A Comissão de Direitos Humanos da OAB também publicou uma nota, repudiando as ações policiais. Segundo o documento, “a Carta Magna de 1988 estabelece que a segurança pública é dever do estado, direito e responsabilidade de todos”. No entanto, “o cumprimento dessa missão constitucional não autoriza a adoção de práticas que resultem em violação de direitos humanos, execuções sumárias ou tratamento desumano e degradante”, reforça a instituição.
O órgão ainda reitera a necessidade do Governo do Estado tornar público “o planejamento e a execução da denominada ‘Operação Contenção’, de modo a permitir o controle social e institucional das ações estatais’.
O Conselho Nacional dos Direitos Humanos (CNDH), em nota, repudiou a operação policial realizada nos Complexos do Alemão, da Penha e do Chapadão, que, segundo eles, “já somam diversas violações de direitos fundamentais”.
O órgão também expressou sua solidariedade “às famílias das vítimas, às comunidades atingidas e aos movimentos e organizações locais de direitos humanos, reafirmando o seu compromisso com a defesa intransigente da vida e da dignidade”.

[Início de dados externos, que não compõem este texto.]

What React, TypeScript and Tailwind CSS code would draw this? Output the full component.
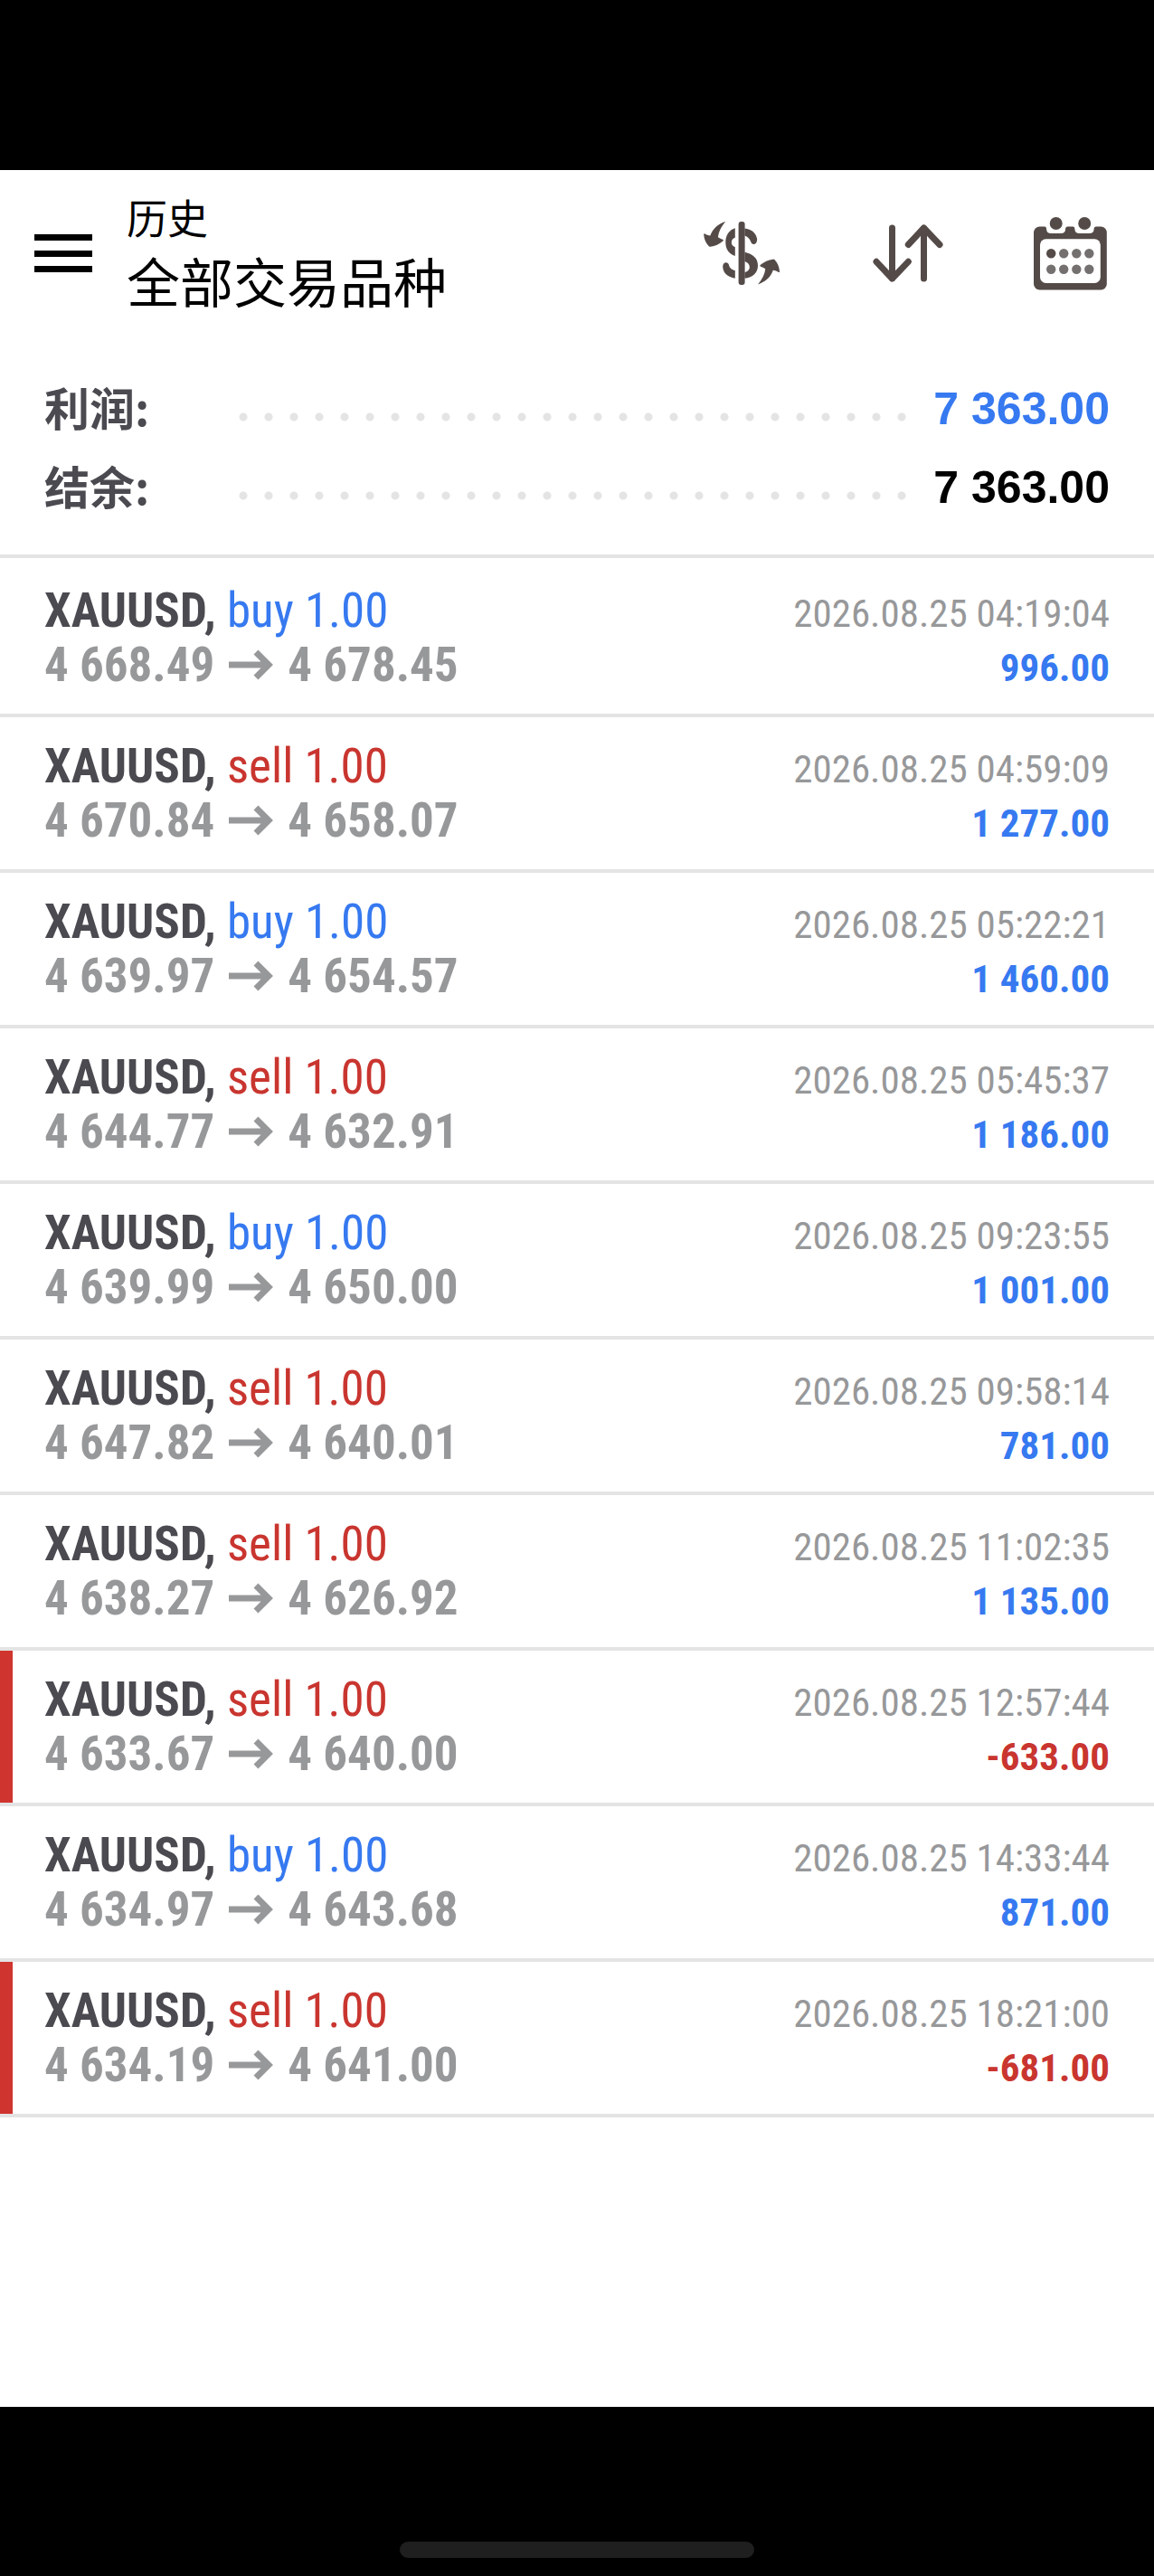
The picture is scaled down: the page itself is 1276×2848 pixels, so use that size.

Em nota, a Defensoria Pública do União (DPU) afirmou que as “ações estatais de segurança pública não podem resultar em execuções sumárias, desaparecimentos ou violações de direitos humanos, sobretudo em comunidades historicamente marcadas por desigualdade”.
No texto, A DPU defende que “o combate ao crime deve ocorrer dentro dos limites da legalidade, com uso proporcional da força, transparência na apuração dos fatos e garantia do devido processo legal”, reafirmando seu compromisso com a proteção da vida e com o enfrentamento à violência institucional.